Pemerintah Perlu Sediakan Rumah Tahanan Khusus bagi Teroris

  • Fathiyah Wardah

Abu Bakar Ba'asyir baru-baru ini mendapat vonis 15 tahun penjara untuk kasus terorisme. Sebagian pihak mencemaskan pengaruh tokoh seperti Ba'asyir di dalam penjara.

Pengamat meminta pemerintah menyediakan tahanan khusus bagi teroris setelah beberapa kasus rekrutmen teroris baru dari balik jeruji.

Pengamat teroris dari Sekolah Tinggi Intelijen Negara Mardigu Wowiek Prasantyo, Kamis di Jakarta mengatakan pemerintah perlu menyediakan rumah tahanan khusus bagi kelompok teroris.

Mereka, ujar Mardigu, harus terpisah dengan pelaku tindak kejahatan lainnya.
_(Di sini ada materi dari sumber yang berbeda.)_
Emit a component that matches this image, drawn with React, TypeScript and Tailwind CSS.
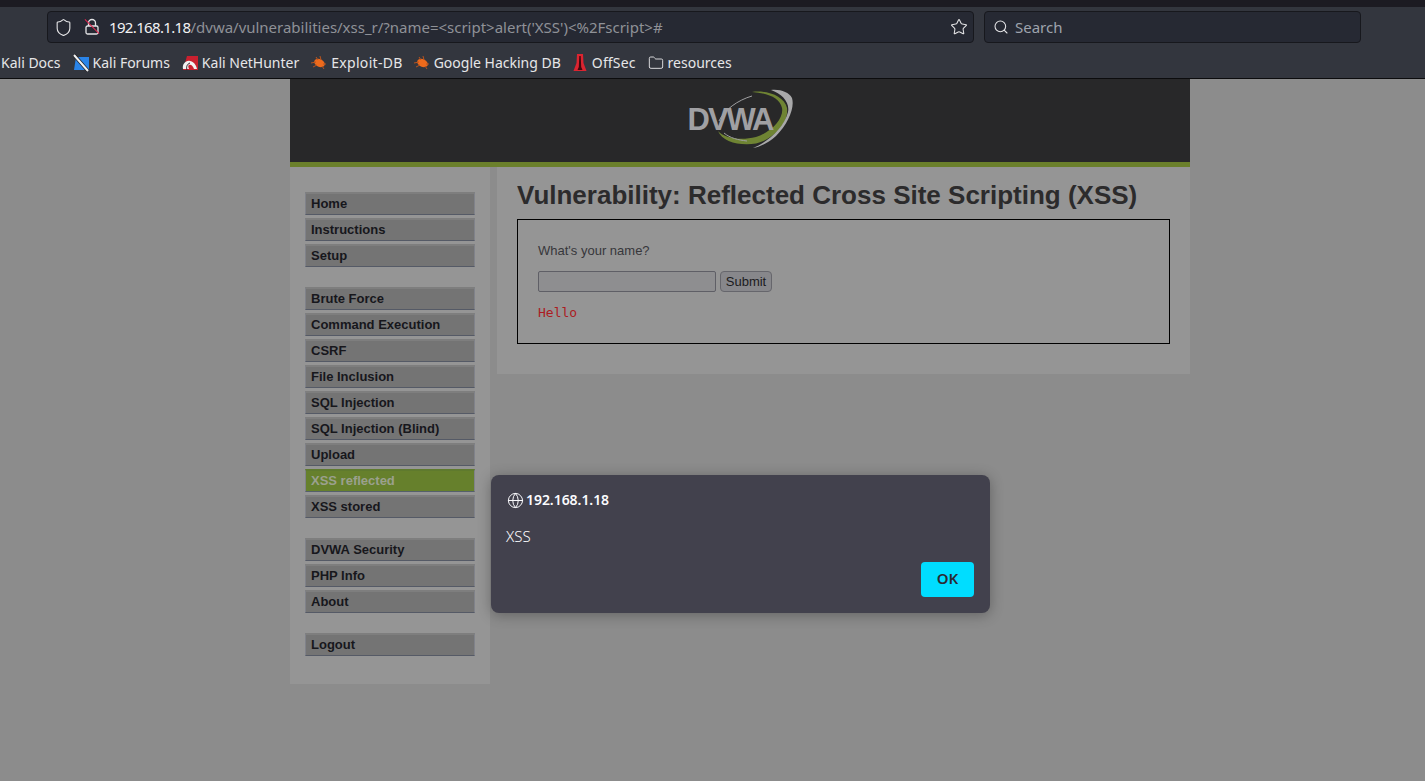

Menurut Mardigu, para teroris harus dipenjarakan terpisah dengan pelaku kejahatan lain agar para teroris tidak dapat melakukan perekrutan anggota dalam penjara.

Ia mengatakan beberapa kasus menunjukan penjara menjadi tempat yang bisa digunakan untuk merekrut teroris baru. Saat ini, kata Mardigu, jumlah teroris yang berada dipenjara hampir 300 orang.

Mardigu memberi contoh Abdurrahman yang dipenjara Sukamiskin, "Berapa orang yang ia cuci otaknya. Mereka dari STPDN itu tiga orang, pulang ke Aceh jadi ikut gerakan teroris Aceh. Mereka merekrut di dalam penjara itu. Mereka (teroris) adalah warga kelas satu di penjara. Bahkan penjahat narkoba, korupsi dan penjahat kasus lainnya tidak berani menyentuh mereka. Kalau sholat, (teroris) yang memimpin, kalau ceramah mereka yang menjalani, mereka dihormati. Kita sebutnya cuci otak, mereka sebutnya berdakwah."

Di tempat yang berbeda, Kepala Badan Nasional Penanggulangan Teroris (BNPT), Ansyaad Mbai menyarankan agar Kementerian Hukum dan HAM memisahkan sel terdakwa kasus teroris Abu Bakar Ba'asyir dengan tahanan lain. Hal ini dilakukan agar tidak ada penyebaran kebencian, permusuhan dan provokasi untuk melakukan aksi teroris.

Menurut Ansyaad, pemisahan tersebut sebaiknya diperuntukkan tidak hanya bagi Ba'asyir, tapi juga bagi tahanan teroris lainnya yang dinilai memiliki pengaruh yang sangat besar dan berbahaya.

Selain itu, petugas lembaga pemasyarakatan juga harus melakukan pengawasan yang sangat ketat terhadap mereka. Lebih lanjut Ansyaad mengatakan, "Dipenjara justru dengan bebas mengkampanyekan permusuhan itu. Memprovokasi orang untuk melakukan terorisme, bahkan balik jeruji. Mereka masih bisa mengorganisisasi aksi-aksi terorisme dan bisa merekrut orang baru."

Direktur International Crisis Group Asia Tenggara Sidney Jones menyatakan sistem pengawasan juga harus dilakukan terhadap teroris yang telah bebas dari penjara. Ia mengatakan, "Kalau sudah bebas harus ada sistem pengawasan yang lebih dekat misalnya melapor sebulan sekali atau kirim pejabat dari penjara untuk melihat bagaimana orangnya yang seharusnya sudah ada di rumah. Sekarang ini, kalau orang bebas, sudah. Jarang ada sistem pengawasan supaya bisa tahu betul-betul selama satu/dua tahun berikutnya, apa yang mereka lakukan."